On the plus side, I was thrilled to see that the problems I’d had with the altitude in 2012 were gone. Three years ago, I’d walk a few feet, then have to rest. Walk a few more feet, then have to rest. Sit down repeatedly. Lean on David’s arm. This time around, I could walk without resting. The iron infusions clearly get credited for this improvement. I sat down only because my feet and legs began to ache almost unbearably. I haven’t built up my endurance very much yet, and they’re not used to this much walking. Added to that stress was driving much of the day without cruise control (I was on a variety of roads, from city streets to the interstate, and the traffic was very heavy everywhere).
In Fort Collins, I was forced to take yet another rest day on Monday. This time I didn’t even leave the motel. I am frightened of my debilitation and I am ashamed of being frightened. I know why I’m here and at the same time I feel I’ve lost sight of why I’m here. I’m reading a book where a man is being “reprocessed,” via amnesia-inducing injections, over and over; we don’t yet know why. Now he has been reprocessed to the point where he has no ambition or autonomy beyond his basic daily functioning, and he will be left to live the rest of his life in the “reprocessing village” (one of many) because he is considered cured. I.e., he no longer poses a threat. To what or whom, we don’t yet know. (To himself, it turns out; the book is called “A Cure for Suicide,” and the cure involves losing all the complexities and nuances and worries of life. I can divulge this because no one ever reads books that I recommend.)
Probably I should not be reading this book right now. It is beginning to affect me strongly. I think that I am like this man, not living a meaningful life. I worry that I’m breaking down, and that would constitute a great failure in my eyes. My sister suggested something I’d already thought of, that I could fly back home and that there are people who will drive your car back for you. But how do you know whom to trust? I would start driving back tonight; since I’ve slept all day I’m confident I could drive all night if it weren’t for the fact that my legs are swollen and hurt very much.
———–
After this, I didn’t do any more writing during the trip, so I’ll sum things up briefly. On Tuesday I felt well enough to continue. I toured three independent-living facilities for my sister, two in Loveland and one in Fort Collins. Then, during a phone conversation with her that evening, I discovered that she didn’t want to live in the Fort Collins/Loveland area, she only wanted to live in Denver, and not in an independent-living facility. This would have been nice to know before I left Carbondale. I was completely open with her about my ideas and my agenda, so I was simultaneously vexed and confused. The trip now seems to have been misguided and misfocused. I considered heading to Denver for the next three days, then realized that Denver would involve a lot of upfront Internet research in order to focus a search. In addition, everyone I’ve talked to has told me that Denver is much more expensive than Fort Collins. Finally, I realized that my energy and navigational savvy simply didn’t extend to a big metro area like Denver on this particular road trip. So I decided to treat the rest of the journey as a vacation.

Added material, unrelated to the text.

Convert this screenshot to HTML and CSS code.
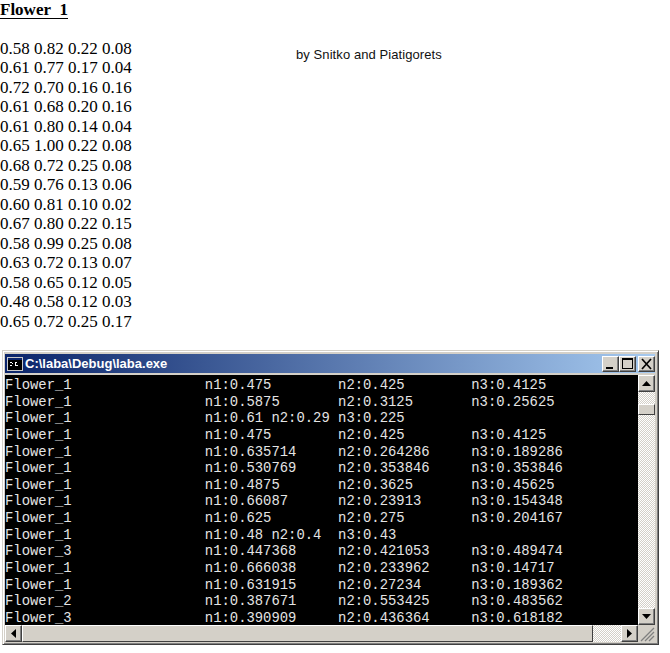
FILE: index.html
```html
<!DOCTYPE html>
<html lang="en">
<head>
<meta charset="utf-8">
<title>Flower 1</title>
<link rel="stylesheet" href="styles.css">
</head>
<body>
<header class="heading">Flower&nbsp; 1</header>
<section class="top">
<div class="data">
<div>0.58 0.82 0.22 0.08</div>
<div>0.61 0.77 0.17 0.04</div>
<div>0.72 0.70 0.16 0.16</div>
<div>0.61 0.68 0.20 0.16</div>
<div>0.61 0.80 0.14 0.04</div>
<div>0.65 1.00 0.22 0.08</div>
<div>0.68 0.72 0.25 0.08</div>
<div>0.59 0.76 0.13 0.06</div>
<div>0.60 0.81 0.10 0.02</div>
<div>0.67 0.80 0.22 0.15</div>
<div>0.58 0.99 0.25 0.08</div>
<div>0.63 0.72 0.13 0.07</div>
<div>0.58 0.65 0.12 0.05</div>
<div>0.48 0.58 0.12 0.03</div>
<div>0.65 0.72 0.25 0.17</div>
</div>
<p class="byline">by Snitko and Piatigorets</p>
</section>
<section class="window">
<div class="titlebar">
<svg class="appicon" width="16" height="14" viewBox="0 0 16 14"><rect width="16" height="14" fill="#c8c8c8"/><rect x="1" y="3" width="14" height="10" fill="#000"/><rect x="1" y="1" width="14" height="2" fill="#0a246a"/><path d="M3 5h2v1H3zM5 6h1v1H5zM3 8h2v1H3zM8 5h2v1H8zM8 8h3v1H8zM8 6h1v2H8z" fill="#fff"/></svg>
<span class="title">C:\laba\Debug\laba.exe</span>
<div class="controls">
<button class="ctl"><svg width="17" height="16" viewBox="0 0 17 16"><rect x="4" y="11" width="7" height="2" fill="#000"/></svg></button>
<button class="ctl"><svg width="17" height="16" viewBox="0 0 17 16"><path d="M3 2h11v11H3zM4 4v8h9V4z" fill="#000" fill-rule="evenodd"/></svg></button>
<button class="ctl close"><svg width="17" height="16" viewBox="0 0 17 16"><path d="M4 3l9 10M13 3l-9 10" stroke="#000" stroke-width="1.700" fill="none"/></svg></button>
</div>
</div>
<div class="client">
<pre class="console">Flower_1                n1:0.475        n2:0.425        n3:0.4125
Flower_1                n1:0.5875       n2:0.3125       n3:0.25625
Flower_1                n1:0.61 n2:0.29 n3:0.225
Flower_1                n1:0.475        n2:0.425        n3:0.4125
Flower_1                n1:0.635714     n2:0.264286     n3:0.189286
Flower_1                n1:0.530769     n2:0.353846     n3:0.353846
Flower_1                n1:0.4875       n2:0.3625       n3:0.45625
Flower_1                n1:0.66087      n2:0.23913      n3:0.154348
Flower_1                n1:0.625        n2:0.275        n3:0.204167
Flower_1                n1:0.48 n2:0.4  n3:0.43
Flower_3                n1:0.447368     n2:0.421053     n3:0.489474
Flower_1                n1:0.666038     n2:0.233962     n3:0.14717
Flower_1                n1:0.631915     n2:0.27234      n3:0.189362
Flower_2                n1:0.387671     n2:0.553425     n3:0.483562
Flower_3                n1:0.390909     n2:0.436364     n3:0.618182</pre>
<div class="vscroll">
<button class="sbtn"><svg width="9" height="5" viewBox="0 0 9 5"><path d="M4.500 0L9 5H0z" fill="#000"/></svg></button>
<div class="vtrack"><div class="vthumb"></div></div>
<button class="sbtn"><svg width="9" height="5" viewBox="0 0 9 5"><path d="M0 0h9L4.500 5z" fill="#000"/></svg></button>
</div>
<div class="hscroll">
<button class="sbtn"><svg width="5" height="9" viewBox="0 0 5 9"><path d="M5 0v9L0 4.500z" fill="#000"/></svg></button>
<div class="hthumb"></div>
<div class="htrack"></div>
<button class="sbtn"><svg width="5" height="9" viewBox="0 0 5 9"><path d="M0 0v9l5-4.500z" fill="#000"/></svg></button>
</div>
<div class="grip"><svg width="17" height="17" viewBox="0 0 17 17"><path d="M16 3L3 16M16 7L7 16M16 11L11 16" stroke="#808080" stroke-width="1.300"/></svg></div>
</div>
</section>
</body>
</html>
```
FILE: styles.css
```css
* { box-sizing: border-box; }
html, body { margin: 0; padding: 0; background: #fff; }
body { width: 670px; height: 653px; overflow: hidden; font-family: "Liberation Serif", serif; font-size: 17px; color: #000; }

.heading { display: block; width: 68px; height: 19px; font-weight: bold; line-height: 19px; border-bottom: 1px solid #000; white-space: nowrap; }

.top { display: flex; padding-top: 20px; height: 331px; }
.data { width: 296px; line-height: 19.47px; white-space: nowrap; }
.byline { margin: 8px 0 0; font-family: "Liberation Sans", sans-serif; font-size: 13px; letter-spacing: 0.08px; line-height: 15px; color: #111; white-space: nowrap; }

.window { margin-left: 2px; width: 657px; height: 295px; background: #d4d0c8; padding: 3px 3px 2px 2px;
  border-style: solid; border-width: 1px; border-color: #d4d0c8 #404040 #404040 #d4d0c8; box-shadow: inset 1px 1px 0 #fff, inset -1px -1px 0 #808080; }

.titlebar { display: flex; align-items: center; height: 19px; background: linear-gradient(to right, #0a246a, #a6caf0); padding: 0 0 0 2px; }
.appicon { flex: none; }
.title { margin-left: 2px; color: #fff; font-family: "Liberation Sans", sans-serif; font-weight: bold; font-size: 13px; line-height: 19px; white-space: nowrap; }
.controls { display: flex; margin-left: auto; }
.ctl, .sbtn { display: flex; align-items: center; justify-content: center; padding: 0; background: #d4d0c8; border-style: solid; border-width: 1px; border-color: #fff #404040 #404040 #fff; box-shadow: inset -1px -1px 0 #808080; }
.ctl { width: 17px; height: 16px; }
.ctl svg { flex: none; margin: -1px; }
.close { margin-left: 2px; }

.client { display: grid; grid-template-columns: 633px 17px; grid-template-rows: 250px 17px; margin-top: 2px; }
.console { margin: 0; padding: 2px 0 0; background: #000; color: #e4e4e4; font-family: "Liberation Mono", monospace; font-size: 13.880px; line-height: 16.640px; overflow: hidden; white-space: pre; }

.vscroll { display: flex; flex-direction: column; }
.sbtn { flex: none; width: 17px; height: 17px; }
.vtrack, .htrack { flex: 1; background: repeating-conic-gradient(#d4d0c8 0 25%, #fff 0 50%) 0 0 / 2px 2px; }
.vthumb { margin-top: 12px; height: 11px; background: #d4d0c8; border-style: solid; border-width: 1px; border-color: #fff #404040 #404040 #fff; }

.hscroll { display: flex; }
.hthumb { width: 571px; background: #d4d0c8; border-style: solid; border-width: 1px; border-color: #fff #404040 #404040 #fff; }

.grip { background: #d4d0c8; overflow: hidden; }
.grip svg { display: block; }
```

On Wednesday I met up with my friend David M., dedicated Marlovian and self-described “world’s oldest white rapper.” We stopped by Colorado State University’s trial gardens, where new varieties of garden flowers are being tested, on the way to the big Campbell’s soup can replica that CSU art students constructed to Andy Warhol’s specs and that he signed on a trip to Fort Collins. Dave kept mentioning some black-and-white photos in a gallery that he wanted me to see. Turns out that the gallery was the Center for Fine Art Photography, one of the very places I’d hoped to visit in Fort Collins. Although we arrived just at closing time, one of the curators kindly gave us a personal tour. Then it was on to an Italian restaurant and a quick drive west of the city and up a steep, winding ridge to Horsetooth Reservoir in an attempt to catch the sunset. We were a little late, but the view was beautiful nonetheless.
The arts scene seems to be thriving in Fort Collins and also in Loveland, just to the south. Public sculpture abounds in both cities. Both have taken to painting those big electrical boxes you see all over the place in fanciful, colorful designs, turning them from eyesores into attractions. Fort Collins also paints old pianos with whimsical scenes and leaves them in public places—even alleyways–for anyone to play. In one of the photos above, Dave is trying to talk me into playing the piano so he can get a video of it. So great is my performance anxiety that when I finally sat down, I began “House of the Rising Sun” in the wrong key and never did get straightened out. (Dave, I hope you’ve deleted that video.)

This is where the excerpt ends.